■ **Information provided**:
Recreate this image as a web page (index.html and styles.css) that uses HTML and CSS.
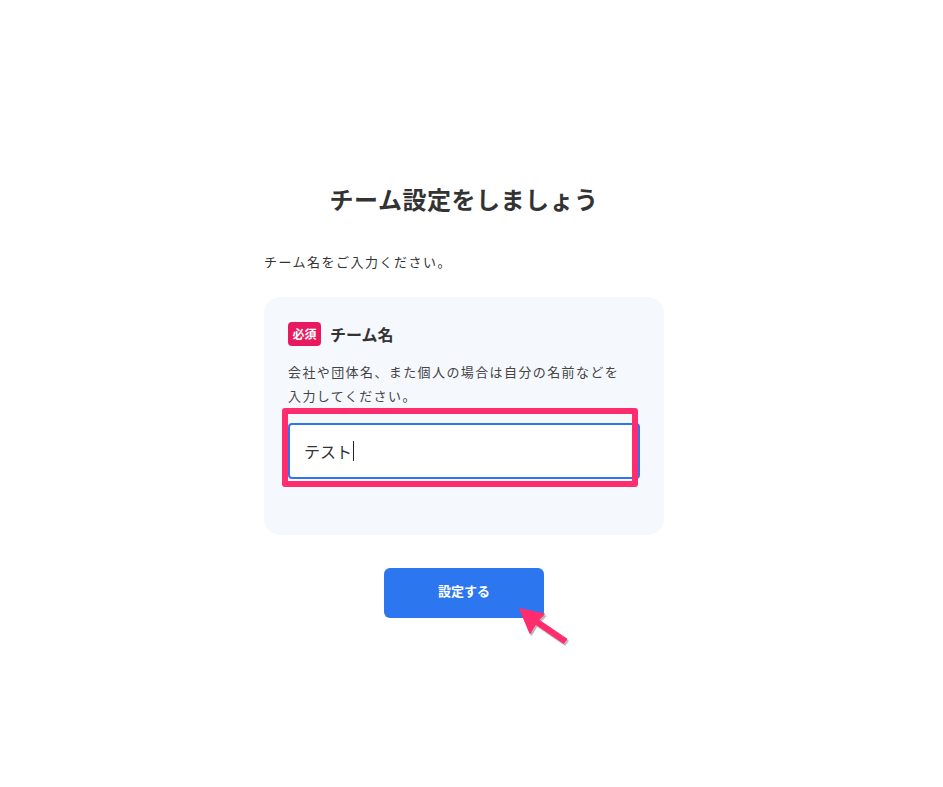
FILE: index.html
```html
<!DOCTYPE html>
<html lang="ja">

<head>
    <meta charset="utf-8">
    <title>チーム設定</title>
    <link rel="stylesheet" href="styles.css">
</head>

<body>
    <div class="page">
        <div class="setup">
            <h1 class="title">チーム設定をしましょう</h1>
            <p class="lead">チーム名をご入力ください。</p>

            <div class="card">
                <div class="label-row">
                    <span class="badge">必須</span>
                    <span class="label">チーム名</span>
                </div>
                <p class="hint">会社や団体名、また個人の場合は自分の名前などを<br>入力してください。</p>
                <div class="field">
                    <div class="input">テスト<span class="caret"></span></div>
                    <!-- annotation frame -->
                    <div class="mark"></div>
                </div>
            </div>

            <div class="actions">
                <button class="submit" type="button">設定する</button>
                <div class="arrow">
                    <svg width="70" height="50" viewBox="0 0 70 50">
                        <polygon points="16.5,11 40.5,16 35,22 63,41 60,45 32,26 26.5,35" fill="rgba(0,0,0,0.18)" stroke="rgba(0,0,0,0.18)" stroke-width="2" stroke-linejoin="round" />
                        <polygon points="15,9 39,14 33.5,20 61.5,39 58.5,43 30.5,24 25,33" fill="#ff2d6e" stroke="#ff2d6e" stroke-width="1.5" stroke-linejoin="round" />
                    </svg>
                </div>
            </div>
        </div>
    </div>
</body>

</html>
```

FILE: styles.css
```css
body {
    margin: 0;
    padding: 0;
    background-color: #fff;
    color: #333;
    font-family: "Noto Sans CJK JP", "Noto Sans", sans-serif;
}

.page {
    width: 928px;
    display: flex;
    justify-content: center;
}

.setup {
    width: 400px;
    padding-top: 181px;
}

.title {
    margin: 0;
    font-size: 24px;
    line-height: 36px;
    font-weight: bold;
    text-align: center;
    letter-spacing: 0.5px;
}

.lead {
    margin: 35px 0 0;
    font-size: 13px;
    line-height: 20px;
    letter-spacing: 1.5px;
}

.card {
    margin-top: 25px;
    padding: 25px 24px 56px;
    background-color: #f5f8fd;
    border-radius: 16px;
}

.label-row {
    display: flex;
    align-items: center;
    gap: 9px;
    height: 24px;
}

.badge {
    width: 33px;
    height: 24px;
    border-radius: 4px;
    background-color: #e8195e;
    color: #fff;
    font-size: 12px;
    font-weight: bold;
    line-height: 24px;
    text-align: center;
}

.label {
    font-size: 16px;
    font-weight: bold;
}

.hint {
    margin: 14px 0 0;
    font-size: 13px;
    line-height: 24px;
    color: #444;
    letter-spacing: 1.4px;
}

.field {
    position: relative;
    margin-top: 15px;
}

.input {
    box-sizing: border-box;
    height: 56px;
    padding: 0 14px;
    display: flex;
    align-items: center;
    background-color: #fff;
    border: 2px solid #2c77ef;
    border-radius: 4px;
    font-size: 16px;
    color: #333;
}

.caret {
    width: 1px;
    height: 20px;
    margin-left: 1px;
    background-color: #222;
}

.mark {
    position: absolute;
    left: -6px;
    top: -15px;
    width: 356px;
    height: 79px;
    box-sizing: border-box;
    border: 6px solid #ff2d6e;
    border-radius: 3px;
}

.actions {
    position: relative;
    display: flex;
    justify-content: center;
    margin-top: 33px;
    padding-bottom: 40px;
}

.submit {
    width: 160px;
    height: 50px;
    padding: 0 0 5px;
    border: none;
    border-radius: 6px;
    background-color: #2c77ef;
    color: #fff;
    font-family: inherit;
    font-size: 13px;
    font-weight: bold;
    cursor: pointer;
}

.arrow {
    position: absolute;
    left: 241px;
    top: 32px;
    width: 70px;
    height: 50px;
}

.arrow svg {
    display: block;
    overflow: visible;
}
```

■ **Task description**:
Reproduce the listing word for word and omit its pictures.

■ **Answer**:
Recreate this image as a web page (index.html and styles.css) that uses HTML and CSS.
FILE: index.html
```html
<!DOCTYPE html>
<html lang="ja">

<head>
    <meta charset="utf-8">
    <title>チーム設定</title>
    <link rel="stylesheet" href="styles.css">
</head>

<body>
    <div class="page">
        <div class="setup">
            <h1 class="title">チーム設定をしましょう</h1>
            <p class="lead">チーム名をご入力ください。</p>

            <div class="card">
                <div class="label-row">
                    <span class="badge">必須</span>
                    <span class="label">チーム名</span>
                </div>
                <p class="hint">会社や団体名、また個人の場合は自分の名前などを<br>入力してください。</p>
                <div class="field">
                    <div class="input">テスト<span class="caret"></span></div>
                    <!-- annotation frame -->
                    <div class="mark"></div>
                </div>
            </div>

            <div class="actions">
                <button class="submit" type="button">設定する</button>
                <div class="arrow">
                    <svg width="70" height="50" viewBox="0 0 70 50">
                        <polygon points="16.5,11 40.5,16 35,22 63,41 60,45 32,26 26.5,35" fill="rgba(0,0,0,0.18)" stroke="rgba(0,0,0,0.18)" stroke-width="2" stroke-linejoin="round" />
                        <polygon points="15,9 39,14 33.5,20 61.5,39 58.5,43 30.5,24 25,33" fill="#ff2d6e" stroke="#ff2d6e" stroke-width="1.5" stroke-linejoin="round" />
                    </svg>
                </div>
            </div>
        </div>
    </div>
</body>

</html>
```

FILE: styles.css
```css
body {
    margin: 0;
    padding: 0;
    background-color: #fff;
    color: #333;
    font-family: "Noto Sans CJK JP", "Noto Sans", sans-serif;
}

.page {
    width: 928px;
    display: flex;
    justify-content: center;
}

.setup {
    width: 400px;
    padding-top: 181px;
}

.title {
    margin: 0;
    font-size: 24px;
    line-height: 36px;
    font-weight: bold;
    text-align: center;
    letter-spacing: 0.5px;
}

.lead {
    margin: 35px 0 0;
    font-size: 13px;
    line-height: 20px;
    letter-spacing: 1.5px;
}

.card {
    margin-top: 25px;
    padding: 25px 24px 56px;
    background-color: #f5f8fd;
    border-radius: 16px;
}

.label-row {
    display: flex;
    align-items: center;
    gap: 9px;
    height: 24px;
}

.badge {
    width: 33px;
    height: 24px;
    border-radius: 4px;
    background-color: #e8195e;
    color: #fff;
    font-size: 12px;
    font-weight: bold;
    line-height: 24px;
    text-align: center;
}

.label {
    font-size: 16px;
    font-weight: bold;
}

.hint {
    margin: 14px 0 0;
    font-size: 13px;
    line-height: 24px;
    color: #444;
    letter-spacing: 1.4px;
}

.field {
    position: relative;
    margin-top: 15px;
}

.input {
    box-sizing: border-box;
    height: 56px;
    padding: 0 14px;
    display: flex;
    align-items: center;
    background-color: #fff;
    border: 2px solid #2c77ef;
    border-radius: 4px;
    font-size: 16px;
    color: #333;
}

.caret {
    width: 1px;
    height: 20px;
    margin-left: 1px;
    background-color: #222;
}

.mark {
    position: absolute;
    left: -6px;
    top: -15px;
    width: 356px;
    height: 79px;
    box-sizing: border-box;
    border: 6px solid #ff2d6e;
    border-radius: 3px;
}

.actions {
    position: relative;
    display: flex;
    justify-content: center;
    margin-top: 33px;
    padding-bottom: 40px;
}

.submit {
    width: 160px;
    height: 50px;
    padding: 0 0 5px;
    border: none;
    border-radius: 6px;
    background-color: #2c77ef;
    color: #fff;
    font-family: inherit;
    font-size: 13px;
    font-weight: bold;
    cursor: pointer;
}

.arrow {
    position: absolute;
    left: 241px;
    top: 32px;
    width: 70px;
    height: 50px;
}

.arrow svg {
    display: block;
    overflow: visible;
}
```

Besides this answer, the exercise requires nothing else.